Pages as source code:
-- start --

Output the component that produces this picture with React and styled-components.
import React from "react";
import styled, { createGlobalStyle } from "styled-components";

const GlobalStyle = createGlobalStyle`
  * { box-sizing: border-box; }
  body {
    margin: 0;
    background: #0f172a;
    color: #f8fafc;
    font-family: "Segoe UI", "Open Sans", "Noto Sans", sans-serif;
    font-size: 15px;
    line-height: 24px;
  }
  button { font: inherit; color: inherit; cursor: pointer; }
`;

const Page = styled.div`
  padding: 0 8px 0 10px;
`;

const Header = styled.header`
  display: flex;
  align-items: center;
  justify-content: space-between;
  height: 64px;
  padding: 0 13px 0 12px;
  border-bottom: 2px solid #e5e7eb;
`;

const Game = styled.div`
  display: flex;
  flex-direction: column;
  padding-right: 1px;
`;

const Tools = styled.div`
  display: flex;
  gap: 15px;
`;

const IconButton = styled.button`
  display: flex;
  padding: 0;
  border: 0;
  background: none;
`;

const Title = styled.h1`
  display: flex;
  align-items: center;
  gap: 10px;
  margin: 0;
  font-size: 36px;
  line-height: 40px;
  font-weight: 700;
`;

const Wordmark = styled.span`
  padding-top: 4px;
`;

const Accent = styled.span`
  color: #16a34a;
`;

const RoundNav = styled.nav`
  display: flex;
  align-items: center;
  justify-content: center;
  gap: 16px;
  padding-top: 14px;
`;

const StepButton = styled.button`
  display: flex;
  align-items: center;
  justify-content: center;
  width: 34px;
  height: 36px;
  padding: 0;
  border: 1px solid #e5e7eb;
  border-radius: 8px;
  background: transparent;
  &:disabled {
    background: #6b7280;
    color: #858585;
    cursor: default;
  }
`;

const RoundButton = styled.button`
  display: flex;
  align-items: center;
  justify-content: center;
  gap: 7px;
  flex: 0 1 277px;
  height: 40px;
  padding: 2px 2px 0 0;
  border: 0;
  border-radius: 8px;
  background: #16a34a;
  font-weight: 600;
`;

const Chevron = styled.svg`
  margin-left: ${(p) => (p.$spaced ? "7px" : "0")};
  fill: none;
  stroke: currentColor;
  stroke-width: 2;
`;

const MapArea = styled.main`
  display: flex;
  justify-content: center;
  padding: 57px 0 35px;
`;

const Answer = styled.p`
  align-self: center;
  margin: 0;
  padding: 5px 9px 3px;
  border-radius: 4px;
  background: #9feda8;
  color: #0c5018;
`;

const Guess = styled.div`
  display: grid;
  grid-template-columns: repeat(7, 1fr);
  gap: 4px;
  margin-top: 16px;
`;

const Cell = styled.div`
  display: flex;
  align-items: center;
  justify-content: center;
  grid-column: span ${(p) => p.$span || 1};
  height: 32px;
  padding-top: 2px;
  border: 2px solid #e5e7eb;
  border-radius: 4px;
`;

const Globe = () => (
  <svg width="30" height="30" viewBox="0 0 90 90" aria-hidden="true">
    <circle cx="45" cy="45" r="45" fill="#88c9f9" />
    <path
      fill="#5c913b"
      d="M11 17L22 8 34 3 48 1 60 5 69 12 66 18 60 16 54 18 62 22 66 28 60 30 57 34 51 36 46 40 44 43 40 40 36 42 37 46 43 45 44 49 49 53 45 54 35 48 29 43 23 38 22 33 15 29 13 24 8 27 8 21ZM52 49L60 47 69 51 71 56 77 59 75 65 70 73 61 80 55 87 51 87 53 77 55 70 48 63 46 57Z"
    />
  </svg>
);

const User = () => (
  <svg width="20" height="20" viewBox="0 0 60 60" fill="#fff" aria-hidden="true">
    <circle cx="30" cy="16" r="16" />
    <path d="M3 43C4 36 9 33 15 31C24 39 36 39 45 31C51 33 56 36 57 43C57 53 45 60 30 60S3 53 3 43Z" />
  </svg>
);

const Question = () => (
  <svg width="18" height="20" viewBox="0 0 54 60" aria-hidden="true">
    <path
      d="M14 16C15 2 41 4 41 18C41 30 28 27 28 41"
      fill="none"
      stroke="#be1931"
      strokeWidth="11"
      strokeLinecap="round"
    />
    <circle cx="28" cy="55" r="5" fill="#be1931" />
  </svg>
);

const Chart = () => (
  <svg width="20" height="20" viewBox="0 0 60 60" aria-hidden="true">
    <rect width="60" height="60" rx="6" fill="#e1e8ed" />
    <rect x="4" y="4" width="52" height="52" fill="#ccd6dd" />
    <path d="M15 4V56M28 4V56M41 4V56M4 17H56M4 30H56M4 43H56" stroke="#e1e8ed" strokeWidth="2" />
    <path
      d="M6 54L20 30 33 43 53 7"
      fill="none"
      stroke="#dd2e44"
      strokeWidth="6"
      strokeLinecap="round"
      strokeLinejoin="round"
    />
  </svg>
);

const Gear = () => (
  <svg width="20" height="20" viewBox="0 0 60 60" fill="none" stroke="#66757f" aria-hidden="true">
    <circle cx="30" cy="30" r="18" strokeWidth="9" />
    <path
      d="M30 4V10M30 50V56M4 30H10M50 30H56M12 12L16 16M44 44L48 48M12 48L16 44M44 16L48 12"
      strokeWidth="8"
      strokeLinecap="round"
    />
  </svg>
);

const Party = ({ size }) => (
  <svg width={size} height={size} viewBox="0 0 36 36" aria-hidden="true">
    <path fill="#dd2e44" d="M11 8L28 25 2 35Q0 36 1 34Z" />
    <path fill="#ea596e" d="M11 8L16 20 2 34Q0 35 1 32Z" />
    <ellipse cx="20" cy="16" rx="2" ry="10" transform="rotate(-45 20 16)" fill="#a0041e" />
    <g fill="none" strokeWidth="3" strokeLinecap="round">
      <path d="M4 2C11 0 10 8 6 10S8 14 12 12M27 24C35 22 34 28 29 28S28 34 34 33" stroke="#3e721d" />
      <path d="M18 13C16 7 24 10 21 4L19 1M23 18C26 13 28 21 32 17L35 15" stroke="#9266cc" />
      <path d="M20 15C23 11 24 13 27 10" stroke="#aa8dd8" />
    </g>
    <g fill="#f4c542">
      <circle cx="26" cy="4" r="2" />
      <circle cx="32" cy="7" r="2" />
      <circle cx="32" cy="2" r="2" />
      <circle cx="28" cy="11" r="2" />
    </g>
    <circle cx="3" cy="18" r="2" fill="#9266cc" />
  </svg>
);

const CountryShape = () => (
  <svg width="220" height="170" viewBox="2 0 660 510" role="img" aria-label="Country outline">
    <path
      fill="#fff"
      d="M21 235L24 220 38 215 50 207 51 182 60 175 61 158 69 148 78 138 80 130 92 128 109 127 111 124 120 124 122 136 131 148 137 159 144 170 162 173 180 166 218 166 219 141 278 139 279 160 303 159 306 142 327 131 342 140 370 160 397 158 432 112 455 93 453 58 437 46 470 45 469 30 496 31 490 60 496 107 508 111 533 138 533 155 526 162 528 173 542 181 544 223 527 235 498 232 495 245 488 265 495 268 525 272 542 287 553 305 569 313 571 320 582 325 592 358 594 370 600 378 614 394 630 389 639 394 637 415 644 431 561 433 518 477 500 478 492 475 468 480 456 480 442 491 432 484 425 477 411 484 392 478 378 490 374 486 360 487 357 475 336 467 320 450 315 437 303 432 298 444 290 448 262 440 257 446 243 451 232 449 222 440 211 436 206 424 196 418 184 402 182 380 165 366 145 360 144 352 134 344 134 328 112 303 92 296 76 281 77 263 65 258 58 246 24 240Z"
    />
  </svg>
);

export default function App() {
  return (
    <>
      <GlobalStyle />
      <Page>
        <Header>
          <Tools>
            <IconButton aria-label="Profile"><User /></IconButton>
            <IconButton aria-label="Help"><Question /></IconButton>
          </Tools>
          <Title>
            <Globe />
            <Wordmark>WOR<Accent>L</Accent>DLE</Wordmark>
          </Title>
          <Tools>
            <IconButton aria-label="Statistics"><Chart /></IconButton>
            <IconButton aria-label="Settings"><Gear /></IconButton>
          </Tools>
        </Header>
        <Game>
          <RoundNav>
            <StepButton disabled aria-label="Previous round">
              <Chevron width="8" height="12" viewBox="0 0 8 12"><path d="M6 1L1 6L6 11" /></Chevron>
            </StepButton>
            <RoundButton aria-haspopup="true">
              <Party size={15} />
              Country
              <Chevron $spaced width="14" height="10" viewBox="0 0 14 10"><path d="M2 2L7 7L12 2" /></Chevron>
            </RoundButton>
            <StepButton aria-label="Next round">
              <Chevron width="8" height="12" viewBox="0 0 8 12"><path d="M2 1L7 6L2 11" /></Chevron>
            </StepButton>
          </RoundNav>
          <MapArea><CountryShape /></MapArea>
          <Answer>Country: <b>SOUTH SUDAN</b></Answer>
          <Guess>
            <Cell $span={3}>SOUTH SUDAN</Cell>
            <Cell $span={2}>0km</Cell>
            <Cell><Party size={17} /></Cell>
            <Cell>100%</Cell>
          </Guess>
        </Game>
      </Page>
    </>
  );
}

-- end --
-- start --

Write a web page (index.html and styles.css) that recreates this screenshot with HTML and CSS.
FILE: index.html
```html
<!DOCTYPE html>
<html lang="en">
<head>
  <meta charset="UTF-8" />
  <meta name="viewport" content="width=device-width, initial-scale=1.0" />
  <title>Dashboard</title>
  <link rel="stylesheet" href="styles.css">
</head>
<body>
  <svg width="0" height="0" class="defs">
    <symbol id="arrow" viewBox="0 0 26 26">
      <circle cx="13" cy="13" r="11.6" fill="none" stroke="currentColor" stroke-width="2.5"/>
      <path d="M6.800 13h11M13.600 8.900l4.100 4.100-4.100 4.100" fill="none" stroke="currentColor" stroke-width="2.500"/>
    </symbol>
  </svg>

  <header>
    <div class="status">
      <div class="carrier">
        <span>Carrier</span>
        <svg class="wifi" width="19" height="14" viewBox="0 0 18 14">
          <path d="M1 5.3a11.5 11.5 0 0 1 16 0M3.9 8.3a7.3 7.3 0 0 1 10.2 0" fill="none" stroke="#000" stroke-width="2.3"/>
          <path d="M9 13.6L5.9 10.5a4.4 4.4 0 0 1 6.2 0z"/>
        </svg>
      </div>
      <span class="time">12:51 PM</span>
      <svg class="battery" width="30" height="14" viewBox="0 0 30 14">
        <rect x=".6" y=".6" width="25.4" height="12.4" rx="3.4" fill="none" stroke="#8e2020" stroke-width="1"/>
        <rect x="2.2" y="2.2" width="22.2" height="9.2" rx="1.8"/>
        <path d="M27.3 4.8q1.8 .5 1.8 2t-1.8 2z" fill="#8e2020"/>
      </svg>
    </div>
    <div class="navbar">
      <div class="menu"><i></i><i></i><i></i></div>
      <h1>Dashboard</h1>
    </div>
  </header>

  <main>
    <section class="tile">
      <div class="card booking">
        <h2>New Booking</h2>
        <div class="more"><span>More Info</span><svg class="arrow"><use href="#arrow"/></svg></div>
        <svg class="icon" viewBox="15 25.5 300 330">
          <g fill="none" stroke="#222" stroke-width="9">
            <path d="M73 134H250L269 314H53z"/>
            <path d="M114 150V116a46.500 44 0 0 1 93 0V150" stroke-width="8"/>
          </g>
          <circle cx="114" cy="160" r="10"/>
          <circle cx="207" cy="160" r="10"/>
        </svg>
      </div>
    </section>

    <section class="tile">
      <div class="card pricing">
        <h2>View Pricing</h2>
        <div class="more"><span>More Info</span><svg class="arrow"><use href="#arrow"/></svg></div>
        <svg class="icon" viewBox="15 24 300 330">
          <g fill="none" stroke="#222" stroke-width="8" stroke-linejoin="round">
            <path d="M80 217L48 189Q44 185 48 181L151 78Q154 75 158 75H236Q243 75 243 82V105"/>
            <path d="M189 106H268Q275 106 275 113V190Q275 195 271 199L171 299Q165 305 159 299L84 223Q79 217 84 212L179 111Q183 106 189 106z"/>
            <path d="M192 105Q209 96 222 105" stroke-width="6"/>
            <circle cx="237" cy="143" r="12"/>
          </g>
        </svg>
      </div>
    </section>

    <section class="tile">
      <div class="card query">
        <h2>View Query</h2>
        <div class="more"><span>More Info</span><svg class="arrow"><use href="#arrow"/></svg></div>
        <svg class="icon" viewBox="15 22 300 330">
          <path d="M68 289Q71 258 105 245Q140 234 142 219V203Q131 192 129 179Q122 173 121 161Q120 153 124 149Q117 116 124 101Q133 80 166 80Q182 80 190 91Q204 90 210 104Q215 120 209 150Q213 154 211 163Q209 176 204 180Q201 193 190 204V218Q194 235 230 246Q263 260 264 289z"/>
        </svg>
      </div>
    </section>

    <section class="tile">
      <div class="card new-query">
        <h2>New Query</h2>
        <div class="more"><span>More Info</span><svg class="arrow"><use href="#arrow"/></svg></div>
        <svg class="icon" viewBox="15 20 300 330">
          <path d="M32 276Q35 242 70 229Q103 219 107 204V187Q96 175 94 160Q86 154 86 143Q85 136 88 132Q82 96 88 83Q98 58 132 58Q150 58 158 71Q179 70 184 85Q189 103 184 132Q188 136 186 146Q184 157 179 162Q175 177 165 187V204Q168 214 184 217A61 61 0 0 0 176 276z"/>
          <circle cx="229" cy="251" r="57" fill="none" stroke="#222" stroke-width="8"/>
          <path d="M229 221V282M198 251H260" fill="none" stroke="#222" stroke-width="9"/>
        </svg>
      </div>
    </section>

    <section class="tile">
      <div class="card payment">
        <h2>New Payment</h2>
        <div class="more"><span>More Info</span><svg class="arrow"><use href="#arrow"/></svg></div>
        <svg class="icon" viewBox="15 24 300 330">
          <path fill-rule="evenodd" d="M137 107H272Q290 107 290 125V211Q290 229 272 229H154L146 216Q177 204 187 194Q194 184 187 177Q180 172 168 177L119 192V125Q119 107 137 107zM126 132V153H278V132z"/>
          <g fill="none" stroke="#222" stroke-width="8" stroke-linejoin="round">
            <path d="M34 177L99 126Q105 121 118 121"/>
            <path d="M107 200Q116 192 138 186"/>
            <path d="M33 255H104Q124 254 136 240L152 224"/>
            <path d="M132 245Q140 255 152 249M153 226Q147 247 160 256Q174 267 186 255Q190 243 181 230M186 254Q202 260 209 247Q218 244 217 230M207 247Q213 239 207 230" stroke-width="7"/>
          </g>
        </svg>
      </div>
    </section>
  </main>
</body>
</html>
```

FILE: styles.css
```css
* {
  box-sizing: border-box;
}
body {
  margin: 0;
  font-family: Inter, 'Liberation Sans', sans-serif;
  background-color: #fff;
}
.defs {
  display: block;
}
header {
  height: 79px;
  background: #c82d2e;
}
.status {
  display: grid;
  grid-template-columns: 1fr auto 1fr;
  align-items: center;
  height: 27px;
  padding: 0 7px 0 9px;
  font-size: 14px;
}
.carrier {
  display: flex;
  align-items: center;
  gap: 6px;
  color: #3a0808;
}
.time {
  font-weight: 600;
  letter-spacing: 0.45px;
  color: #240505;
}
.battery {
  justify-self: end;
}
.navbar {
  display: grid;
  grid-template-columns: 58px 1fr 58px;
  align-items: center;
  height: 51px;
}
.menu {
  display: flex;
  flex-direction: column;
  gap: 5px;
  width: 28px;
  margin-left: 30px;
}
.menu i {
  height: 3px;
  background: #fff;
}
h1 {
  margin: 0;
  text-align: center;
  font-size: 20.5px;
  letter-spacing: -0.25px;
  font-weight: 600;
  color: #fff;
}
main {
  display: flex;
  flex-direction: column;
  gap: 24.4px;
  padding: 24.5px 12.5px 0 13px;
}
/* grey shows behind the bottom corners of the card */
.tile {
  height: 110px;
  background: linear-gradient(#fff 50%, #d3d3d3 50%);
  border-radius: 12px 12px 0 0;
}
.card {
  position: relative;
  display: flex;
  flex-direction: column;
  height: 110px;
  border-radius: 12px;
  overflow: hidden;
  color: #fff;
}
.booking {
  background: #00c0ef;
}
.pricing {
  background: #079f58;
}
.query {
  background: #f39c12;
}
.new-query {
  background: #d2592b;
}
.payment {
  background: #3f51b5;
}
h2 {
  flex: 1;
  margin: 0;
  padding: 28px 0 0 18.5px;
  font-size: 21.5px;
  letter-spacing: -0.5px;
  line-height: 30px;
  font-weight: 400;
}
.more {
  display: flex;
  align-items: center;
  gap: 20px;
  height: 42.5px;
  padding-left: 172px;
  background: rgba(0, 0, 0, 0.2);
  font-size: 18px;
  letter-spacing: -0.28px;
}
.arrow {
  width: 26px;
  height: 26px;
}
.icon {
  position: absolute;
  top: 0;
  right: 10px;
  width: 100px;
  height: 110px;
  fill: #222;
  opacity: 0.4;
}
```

-- end --

**To be done**: Reproduce each line of the entries in which the word "this" is found.

**Task solution**:
Output the component that produces this picture with React and styled-components.
Write a web page (index.html and styles.css) that recreates this screenshot with HTML and CSS.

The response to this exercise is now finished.